Up against their own government and a powerful multinational, TKAG and the people of the Karoo are facing the fight of their lives. But Jonathan Deal is undaunted. “TKAG will, in the interim, continue to engage with stakeholders and organizations in opposition to fracking – local and global,” said Deal. “Our ‘appeal’ document has been ready for more than a year and when we see the conditions under which the licenses are issued, we will finalize that document and serve it on the minister in a move that will ultimately signal the start of a long battle.”

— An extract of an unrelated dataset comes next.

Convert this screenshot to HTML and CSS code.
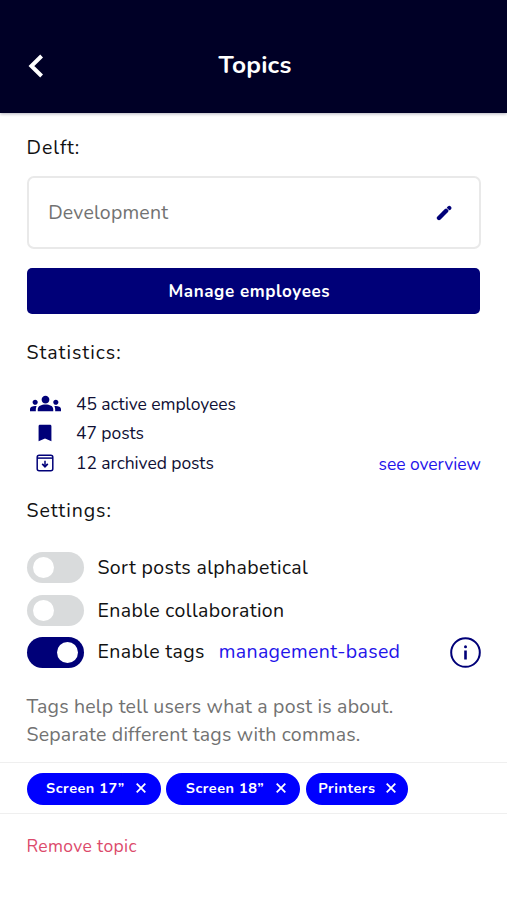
FILE: index.html
```html
<!DOCTYPE html>
<html lang="en">
<head>
<meta charset="utf-8">
<title>Topics</title>
<link rel="stylesheet" href="styles.css">
</head>
<body>
<header class="header">
  <svg class="back" viewBox="0 0 16 24"><path d="M13.6 2 3.4 12l10.2 10" fill="none" stroke="#fff" stroke-width="4"/></svg>
  <h1 class="title">Topics</h1>
</header>
<main>
  <section class="content">
    <h2 class="heading heading-location">Delft:</h2>
    <div class="field">
      <span>Development</span>
      <svg class="edit" viewBox="0 0 16 16"><path d="M3 13 10.2 5.8" stroke="#000078" stroke-width="4.4" stroke-linecap="round"/><path d="M13 3.2 13.3 2.9" stroke="#000078" stroke-width="4.2" stroke-linecap="round"/><path d="m10.2 2.6 3.4 3.4" stroke="#fff" stroke-width=".8"/></svg>
    </div>
    <button class="manage">Manage employees</button>
    <h2 class="heading heading-stats">Statistics:</h2>
    <div class="stats">
      <ul class="stat-list">
        <li class="stat"><span class="stat-icon"><svg width="31" height="31" viewBox="0 0 24 24" fill="#000078"><path d="M12 12.75c1.63 0 3.07.39 4.24.9 1.08.48 1.76 1.56 1.76 2.73V18H6v-1.61c0-1.18.68-2.26 1.76-2.73 1.17-.52 2.61-.91 4.24-.91zM4 13c1.1 0 2-.9 2-2s-.9-2-2-2-2 .9-2 2 .9 2 2 2zm1.13 1.1C4.76 14.04 4.39 14 4 14c-.99 0-1.93.21-2.78.58C.48 14.9 0 15.62 0 16.43V18h4.5v-1.61c0-.83.23-1.61.63-2.29zM20 13c1.1 0 2-.9 2-2s-.9-2-2-2-2 .9-2 2 .9 2 2 2zm4 3.43c0-.81-.48-1.53-1.22-1.85-.85-.37-1.79-.58-2.78-.58-.39 0-.76.04-1.13.1.4.68.63 1.46.63 2.29V18H24v-1.57zM12 6c1.66 0 3 1.34 3 3s-1.34 3-3 3-3-1.34-3-3 1.34-3 3-3z"/></svg></span>45 active employees</li>
        <li class="stat"><span class="stat-icon"><svg width="22" height="22" viewBox="0 0 24 24" fill="#000078"><path d="M17.5 3h-11C5.7 3 5 3.7 5 4.5V21l7-3 7 3V4.5c0-.8-.7-1.5-1.5-1.5z"/></svg></span>47 posts</li>
        <li class="stat"><span class="stat-icon"><svg width="18" height="18" viewBox="0 0 18 18" fill="none" stroke="#000078"><rect x="1.2" y="1.2" width="15.6" height="15.6" rx="2" stroke-width="1.5"/><path d="M1.5 4.1h15" stroke-width="1.5"/><path d="M9 6.8v5.6" stroke-width="1.5"/><path d="m6.2 9.9 2.8 2.8 2.8-2.8" stroke-width="1.7"/></svg></span>12 archived posts</li>
      </ul>
      <a class="overview">see overview</a>
    </div>
    <h2 class="heading heading-settings">Settings:</h2>
    <div class="settings">
      <div class="setting"><span class="toggle"></span><span class="label">Sort posts alphabetical</span></div>
      <div class="setting"><span class="toggle"></span><span class="label">Enable collaboration</span></div>
      <div class="setting setting-tags"><span class="toggle toggle-on"></span><span class="label">Enable tags</span><a class="mode">management-based</a>
        <svg class="info" viewBox="0 0 31 31" fill="none" stroke="#000078"><circle cx="15.5" cy="15.5" r="14.3" stroke-width="2"/><path d="M15.5 13.5v9" stroke-width="2.6"/><circle cx="15.5" cy="9.8" r="1.5" fill="#000078" stroke="none"/></svg>
      </div>
    </div>
    <p class="hint">Tags help tell users what a post is about.<br>Separate different tags with commas.</p>
  </section>
  <div class="tags">
    <span class="tag">Screen 17”<svg class="close" viewBox="0 0 10 10"><path d="m.7.7 8.6 8.6M9.3.7.7 9.3"/></svg></span>
    <span class="tag">Screen 18”<svg class="close" viewBox="0 0 10 10"><path d="m.7.7 8.6 8.6M9.3.7.7 9.3"/></svg></span>
    <span class="tag tag-short">Printers<svg class="close" viewBox="0 0 10 10"><path d="m.7.7 8.6 8.6M9.3.7.7 9.3"/></svg></span>
  </div>
  <a class="remove">Remove topic</a>
</main>
</body>
</html>
```
FILE: styles.css
```css
* { box-sizing: border-box; }
body {
  margin: 0;
  background: #fff;
  color: #111;
  font-family: Nunito, Lato, sans-serif;
  height: 900px;
  overflow: hidden;
}
svg { display: block; flex: none; }
.header {
  display: grid;
  grid-template-columns: 1fr auto 1fr;
  align-items: center;
  height: 113px;
  padding: 18px 26px 0 28px;
  background: #000026;
  box-shadow: 0 1px 3px rgba(0, 0, 38, .3);
}
.back { width: 16px; height: 24px; }
.title {
  margin: -1px 0 0 1px;
  color: #fff;
  font-size: 24.5px;
  line-height: 30px;
  font-weight: 700;
  letter-spacing: .2px;
}
.content { padding: 22.5px 26px 0 26.5px; }
.heading {
  margin: 0;
  font-size: 19.5px;
  line-height: 24px;
  font-weight: 400;
  letter-spacing: 1px;
}
.field {
  display: flex;
  align-items: center;
  justify-content: space-between;
  height: 73px;
  margin-top: 16.5px;
  padding: 0 27.5px 0 19.7px;
  border: 2px solid #e9e9e9;
  border-radius: 7px;
  color: #727272;
  font-size: 19.5px;
  letter-spacing: .2px;
}
.edit { width: 16px; height: 16px; margin-top: 1px; }
.manage {
  display: block;
  width: 453.6px;
  height: 46px;
  margin: 19px 0 26.5px;
  padding: 0 8px 0 0;
  border: 0;
  border-radius: 5px;
  background: #000078;
  color: #fff;
  font: 700 17px Nunito, Lato, sans-serif;
  letter-spacing: .6px;
}
.stats {
  display: flex;
  justify-content: space-between;
  align-items: flex-end;
  margin: 24.5px 0 21px;
  color: #101035;
  font-size: 17.5px;
  letter-spacing: -.06px;
}
.stat-list { margin: 0; padding: 0; list-style: none; }
.stat { display: flex; align-items: center; height: 29.5px; }
.stat-icon { display: flex; justify-content: center; width: 37px; margin-right: 12.5px; }
.overview { color: #1f14ea; line-height: 27px; }
.heading-settings { letter-spacing: .95px; }
.settings { margin-top: 29px; }
.setting { display: flex; align-items: center; height: 31px; font-size: 19.5px; line-height: 24px; }
.setting + .setting { margin-top: 12px; }
.setting + .setting-tags { margin-top: 11px; }
.toggle {
  display: flex;
  align-items: center;
  width: 57.5px;
  height: 31px;
  padding: 0 6.5px;
  border-radius: 16px;
  background: #d9dbdc;
}
.toggle::before { content: ""; width: 21px; height: 21px; border-radius: 50%; background: #fff; }
.toggle-on { justify-content: flex-end; background: #000078; }
.toggle-on::before { margin-right: -.5px; }
.label { margin: 1px 0 0 13.5px; letter-spacing: .37px; }
.mode { margin: 0 0 0 14px; color: #1f14ea; letter-spacing: .34px; }
.setting-tags .label { margin-top: 0; }
.info { width: 31px; height: 31px; margin-left: auto; }
.hint { margin: 25px 0 13px; color: #727272; font-size: 19.5px; line-height: 28px; letter-spacing: .21px; }
.tags {
  display: flex;
  align-items: center;
  gap: 5.5px;
  height: 52px;
  padding: 2px 0 0 26.6px;
  border: solid #efefef;
  border-width: 1px 0;
}
.tag {
  display: flex;
  align-items: center;
  justify-content: space-between;
  width: 134.2px;
  height: 32px;
  padding: 0 14.8px 2px 19.5px;
  border-radius: 16px;
  background: #00f;
  color: #fff;
  font-size: 14.5px;
  font-weight: 700;
  letter-spacing: .5px;
}
.tag-short { width: 102px; padding: 0 12.3px 2px; }
.close { width: 10px; height: 10px; margin-top: 1px; fill: none; stroke: #fff; stroke-width: 1.8; }
.remove { display: block; margin: 20px 0 0 26.5px; color: #dc4a6b; font-size: 17.5px; line-height: 24px; letter-spacing: .35px; }
```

Preparations for legal opposition are underway by TKAG following the end to the fracking moratorium in the country. In Cape Town on September 22 there was a protest demanding an end to fracking at gates of Parliament, with environmental and citizens groups to coincide with the Global Frackdown on that day. .
“I am fighting to stop fracking for the same reason that communities from Wyoming to Pennsylvania don’t want it,” said Deal. “And it means the same to us, as what it does to the American public – whether landowner or city dweller – an unsustainable and polluting chase after another carbon resource.”